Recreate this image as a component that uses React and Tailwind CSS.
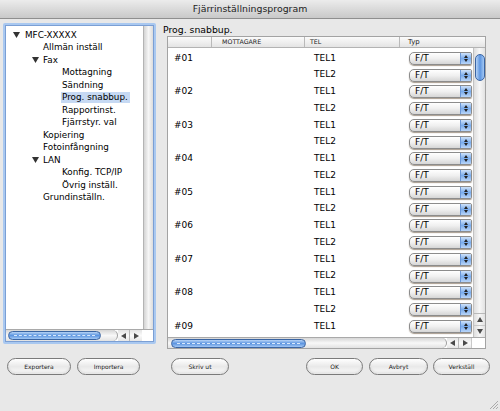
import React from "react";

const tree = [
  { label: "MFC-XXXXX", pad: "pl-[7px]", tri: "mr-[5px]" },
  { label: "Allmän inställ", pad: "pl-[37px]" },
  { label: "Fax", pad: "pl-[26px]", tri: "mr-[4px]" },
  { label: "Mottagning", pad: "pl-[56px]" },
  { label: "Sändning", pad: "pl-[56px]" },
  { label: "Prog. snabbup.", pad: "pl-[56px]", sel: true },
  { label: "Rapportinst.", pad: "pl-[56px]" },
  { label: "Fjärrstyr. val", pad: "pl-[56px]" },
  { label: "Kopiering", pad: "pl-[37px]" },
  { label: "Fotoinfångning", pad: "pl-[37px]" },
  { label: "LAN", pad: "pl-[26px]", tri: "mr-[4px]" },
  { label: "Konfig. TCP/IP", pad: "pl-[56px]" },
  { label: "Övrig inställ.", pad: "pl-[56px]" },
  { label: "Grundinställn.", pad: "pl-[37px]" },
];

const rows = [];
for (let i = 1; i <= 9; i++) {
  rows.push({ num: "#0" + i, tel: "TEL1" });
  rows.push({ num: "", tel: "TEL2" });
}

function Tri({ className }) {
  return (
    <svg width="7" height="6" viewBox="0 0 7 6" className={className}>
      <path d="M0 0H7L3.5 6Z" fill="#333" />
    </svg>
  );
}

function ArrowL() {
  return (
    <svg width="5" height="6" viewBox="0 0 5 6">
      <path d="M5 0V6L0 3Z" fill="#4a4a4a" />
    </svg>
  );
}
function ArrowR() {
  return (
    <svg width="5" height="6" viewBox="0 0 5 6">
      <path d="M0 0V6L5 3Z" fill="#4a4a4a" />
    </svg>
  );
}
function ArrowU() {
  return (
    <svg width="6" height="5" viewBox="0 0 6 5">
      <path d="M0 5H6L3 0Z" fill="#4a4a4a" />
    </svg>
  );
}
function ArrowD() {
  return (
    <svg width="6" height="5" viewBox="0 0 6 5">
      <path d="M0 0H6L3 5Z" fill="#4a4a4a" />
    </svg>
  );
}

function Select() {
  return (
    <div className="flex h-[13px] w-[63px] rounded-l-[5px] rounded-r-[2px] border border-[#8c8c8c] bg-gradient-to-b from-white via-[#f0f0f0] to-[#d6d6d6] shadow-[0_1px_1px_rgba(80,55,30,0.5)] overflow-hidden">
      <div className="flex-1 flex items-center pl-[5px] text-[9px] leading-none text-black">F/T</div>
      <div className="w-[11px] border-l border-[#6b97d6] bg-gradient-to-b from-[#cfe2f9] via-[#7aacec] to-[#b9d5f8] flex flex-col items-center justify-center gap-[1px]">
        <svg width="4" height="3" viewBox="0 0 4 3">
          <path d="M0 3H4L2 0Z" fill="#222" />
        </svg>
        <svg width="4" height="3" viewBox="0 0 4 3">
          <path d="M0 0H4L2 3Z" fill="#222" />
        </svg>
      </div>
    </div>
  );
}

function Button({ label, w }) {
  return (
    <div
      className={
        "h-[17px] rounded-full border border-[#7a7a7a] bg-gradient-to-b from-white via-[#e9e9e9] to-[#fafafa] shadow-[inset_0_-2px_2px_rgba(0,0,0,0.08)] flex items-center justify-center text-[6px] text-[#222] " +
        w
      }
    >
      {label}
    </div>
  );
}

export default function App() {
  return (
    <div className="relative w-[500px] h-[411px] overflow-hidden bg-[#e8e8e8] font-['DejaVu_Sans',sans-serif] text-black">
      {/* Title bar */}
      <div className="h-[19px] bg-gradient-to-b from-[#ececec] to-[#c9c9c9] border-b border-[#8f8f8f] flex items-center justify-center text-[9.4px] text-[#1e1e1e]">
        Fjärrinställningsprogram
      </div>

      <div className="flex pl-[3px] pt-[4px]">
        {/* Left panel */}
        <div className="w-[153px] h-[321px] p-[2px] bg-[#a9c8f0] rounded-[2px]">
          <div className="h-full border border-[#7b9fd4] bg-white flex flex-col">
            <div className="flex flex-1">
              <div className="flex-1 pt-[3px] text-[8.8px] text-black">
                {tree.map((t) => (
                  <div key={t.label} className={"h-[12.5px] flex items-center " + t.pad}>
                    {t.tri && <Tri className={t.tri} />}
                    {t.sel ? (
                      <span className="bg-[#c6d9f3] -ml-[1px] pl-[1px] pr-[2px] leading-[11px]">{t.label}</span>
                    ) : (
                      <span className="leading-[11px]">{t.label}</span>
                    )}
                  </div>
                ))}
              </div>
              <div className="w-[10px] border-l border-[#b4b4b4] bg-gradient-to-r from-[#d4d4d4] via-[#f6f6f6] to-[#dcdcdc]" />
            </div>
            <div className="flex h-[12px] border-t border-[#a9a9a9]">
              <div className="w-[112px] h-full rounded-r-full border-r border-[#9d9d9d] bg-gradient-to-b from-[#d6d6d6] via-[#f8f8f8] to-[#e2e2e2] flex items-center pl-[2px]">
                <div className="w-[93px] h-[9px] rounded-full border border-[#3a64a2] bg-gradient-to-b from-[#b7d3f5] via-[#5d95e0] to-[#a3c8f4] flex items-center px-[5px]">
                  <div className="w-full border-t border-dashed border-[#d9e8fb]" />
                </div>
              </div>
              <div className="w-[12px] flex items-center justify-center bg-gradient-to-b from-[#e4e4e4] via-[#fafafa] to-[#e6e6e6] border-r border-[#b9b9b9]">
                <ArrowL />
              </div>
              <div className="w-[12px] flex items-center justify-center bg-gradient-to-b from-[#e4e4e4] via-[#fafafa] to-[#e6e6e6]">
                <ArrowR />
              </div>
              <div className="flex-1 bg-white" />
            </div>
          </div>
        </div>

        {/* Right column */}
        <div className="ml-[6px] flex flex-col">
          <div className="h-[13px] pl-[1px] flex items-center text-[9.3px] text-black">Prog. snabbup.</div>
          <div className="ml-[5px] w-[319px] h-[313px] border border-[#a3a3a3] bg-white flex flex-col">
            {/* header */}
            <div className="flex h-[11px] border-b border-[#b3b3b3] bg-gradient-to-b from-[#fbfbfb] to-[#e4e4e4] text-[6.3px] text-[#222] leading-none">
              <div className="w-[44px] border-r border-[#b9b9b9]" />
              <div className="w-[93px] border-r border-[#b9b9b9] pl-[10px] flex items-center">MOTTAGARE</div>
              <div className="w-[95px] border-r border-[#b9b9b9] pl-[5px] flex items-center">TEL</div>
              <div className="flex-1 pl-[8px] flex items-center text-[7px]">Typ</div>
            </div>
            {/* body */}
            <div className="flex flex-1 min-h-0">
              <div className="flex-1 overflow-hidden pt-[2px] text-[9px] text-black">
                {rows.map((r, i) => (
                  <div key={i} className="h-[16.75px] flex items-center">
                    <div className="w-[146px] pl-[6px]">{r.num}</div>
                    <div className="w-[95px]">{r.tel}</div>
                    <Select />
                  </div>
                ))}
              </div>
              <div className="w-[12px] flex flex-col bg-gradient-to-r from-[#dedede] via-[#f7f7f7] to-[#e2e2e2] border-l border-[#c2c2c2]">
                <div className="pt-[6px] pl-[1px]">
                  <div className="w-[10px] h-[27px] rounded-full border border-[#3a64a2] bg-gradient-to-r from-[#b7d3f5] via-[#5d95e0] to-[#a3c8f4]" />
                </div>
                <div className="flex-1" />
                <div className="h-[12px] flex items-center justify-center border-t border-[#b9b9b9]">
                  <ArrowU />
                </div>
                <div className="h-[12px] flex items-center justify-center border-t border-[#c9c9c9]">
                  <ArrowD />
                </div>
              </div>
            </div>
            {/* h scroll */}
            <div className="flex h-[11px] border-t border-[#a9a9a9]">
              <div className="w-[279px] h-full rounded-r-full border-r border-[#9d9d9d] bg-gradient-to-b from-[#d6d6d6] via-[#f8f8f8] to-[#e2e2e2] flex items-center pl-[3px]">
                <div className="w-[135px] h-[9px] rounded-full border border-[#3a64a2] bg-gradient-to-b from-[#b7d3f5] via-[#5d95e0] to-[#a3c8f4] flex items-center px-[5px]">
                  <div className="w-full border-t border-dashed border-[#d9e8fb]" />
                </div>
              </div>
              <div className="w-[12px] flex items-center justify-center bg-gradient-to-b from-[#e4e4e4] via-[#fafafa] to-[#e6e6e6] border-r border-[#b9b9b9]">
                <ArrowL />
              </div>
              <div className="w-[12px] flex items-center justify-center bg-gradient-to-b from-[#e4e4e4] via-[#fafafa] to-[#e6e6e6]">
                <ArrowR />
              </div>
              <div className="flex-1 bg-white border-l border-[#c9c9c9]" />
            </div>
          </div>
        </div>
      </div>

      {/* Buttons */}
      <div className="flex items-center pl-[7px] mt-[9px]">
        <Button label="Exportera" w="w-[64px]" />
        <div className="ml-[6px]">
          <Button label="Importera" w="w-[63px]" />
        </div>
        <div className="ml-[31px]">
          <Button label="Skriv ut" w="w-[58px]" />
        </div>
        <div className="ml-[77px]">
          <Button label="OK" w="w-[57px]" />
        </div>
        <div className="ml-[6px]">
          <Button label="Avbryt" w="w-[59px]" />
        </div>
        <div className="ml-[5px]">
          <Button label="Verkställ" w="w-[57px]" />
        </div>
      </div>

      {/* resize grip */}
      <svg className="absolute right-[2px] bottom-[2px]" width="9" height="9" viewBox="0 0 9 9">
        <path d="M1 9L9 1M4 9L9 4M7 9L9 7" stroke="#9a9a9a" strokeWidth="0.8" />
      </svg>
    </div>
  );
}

Problem description: Leave the pictures out and reproduce exactly the lines from the top of the listing above through the line with "import React from".

The answer:
Recreate this image as a component that uses React and Tailwind CSS.
import React from "react";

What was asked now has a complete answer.